How much of the art stands up on its own is a tricky question for those of us who are more familiar with Intel's chip manufacturing, but there are some pieces with some popular appeal. Like many others, I particularly enjoyed Eric Schockmel's colourful, geometric 3-minute computer-generated video of a sort of train crossing a sort of desert, though it reminded me more of Dune than of Turner’s atmospherically fuzzy landscape.

Vanessa Harden's School of Time, on the upper floor, is also quite absorbing. It's made up of shallow wooden boxes stuck to the wall and cross-linked using coloured wool. Its subjects are Time magazine's Men of the Year for the past decade.
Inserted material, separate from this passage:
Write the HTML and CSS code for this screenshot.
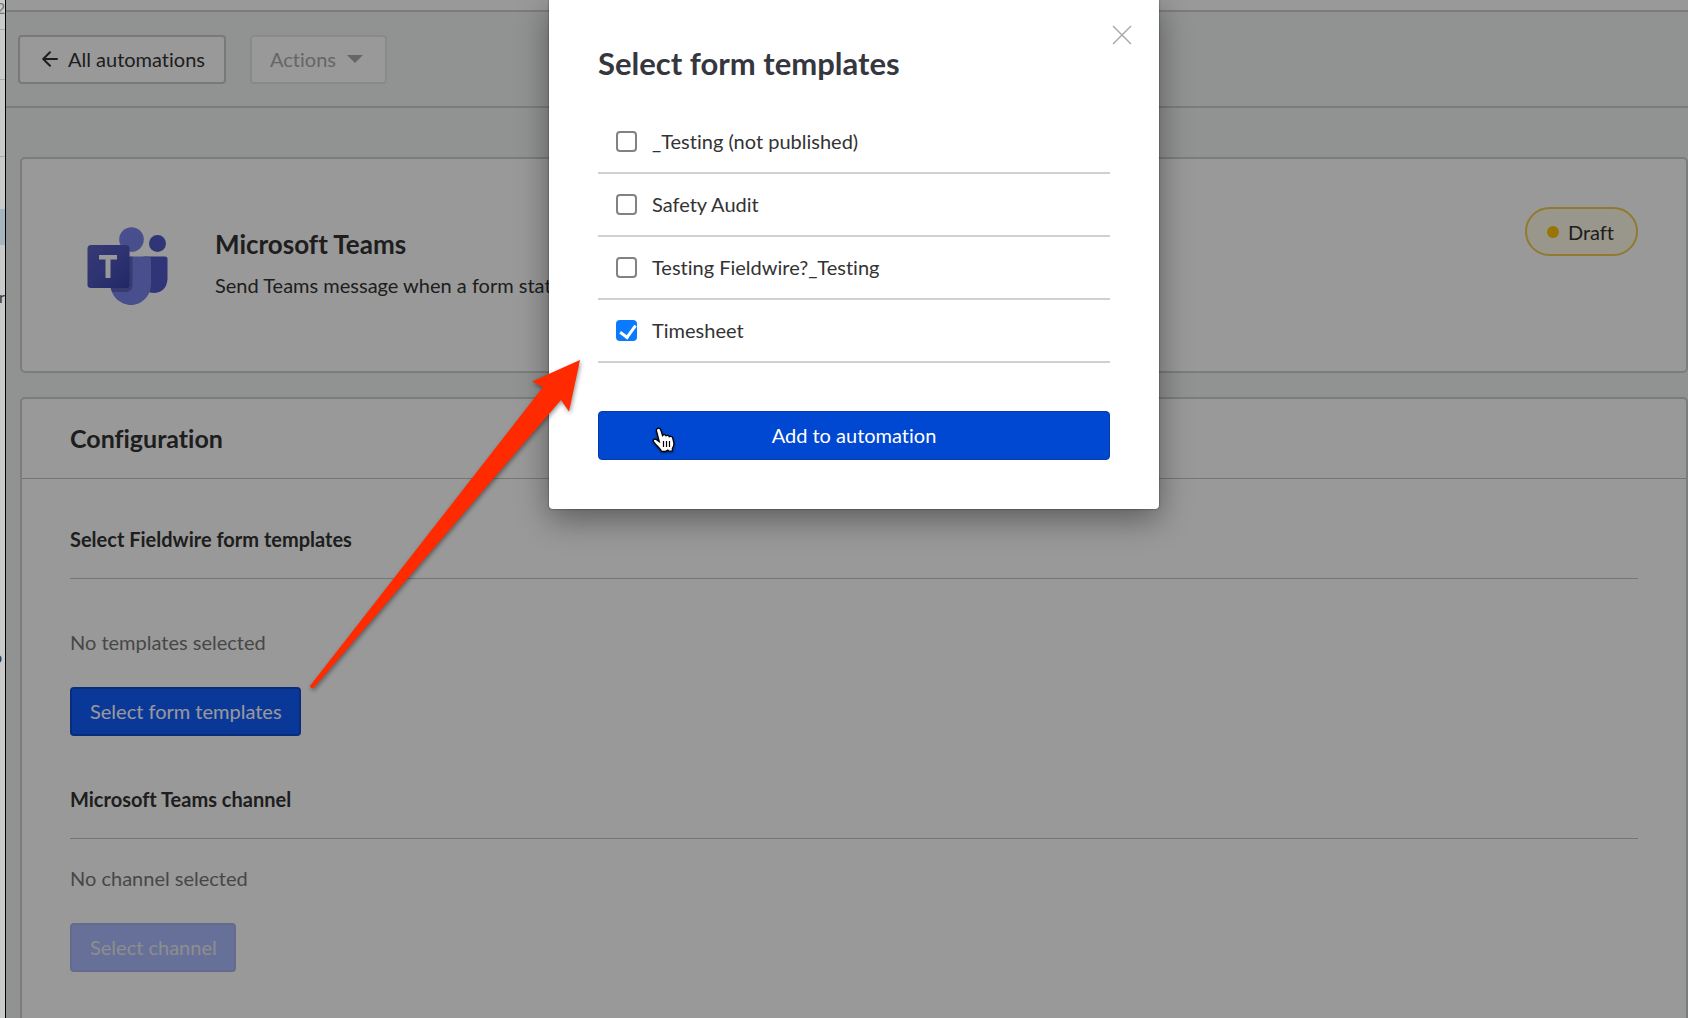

However, I'd never have guessed which masterpiece it referenced and had to look it up: Raphael's School of Athens. Heretically, I thought the fold-out guide to the piece, School of Time, was actually more interesting than what's on the wall, and better put together.

The thing is, even if you don't like Raphael, and don't understand the references in his work, his paintings show fantastic craftsmanship and real joy in the use of colour, composition and light. That's partly why Raphael's paintings, and similar masterpieces, have survived 500 years. I suspect most of the remastered versions are unlikely to be remembered after five months. Or at least, not as fondly.

But if you want to make your own mind up -- always the best idea -- you don't have much time. The exhibition only runs until 3pm on March 13.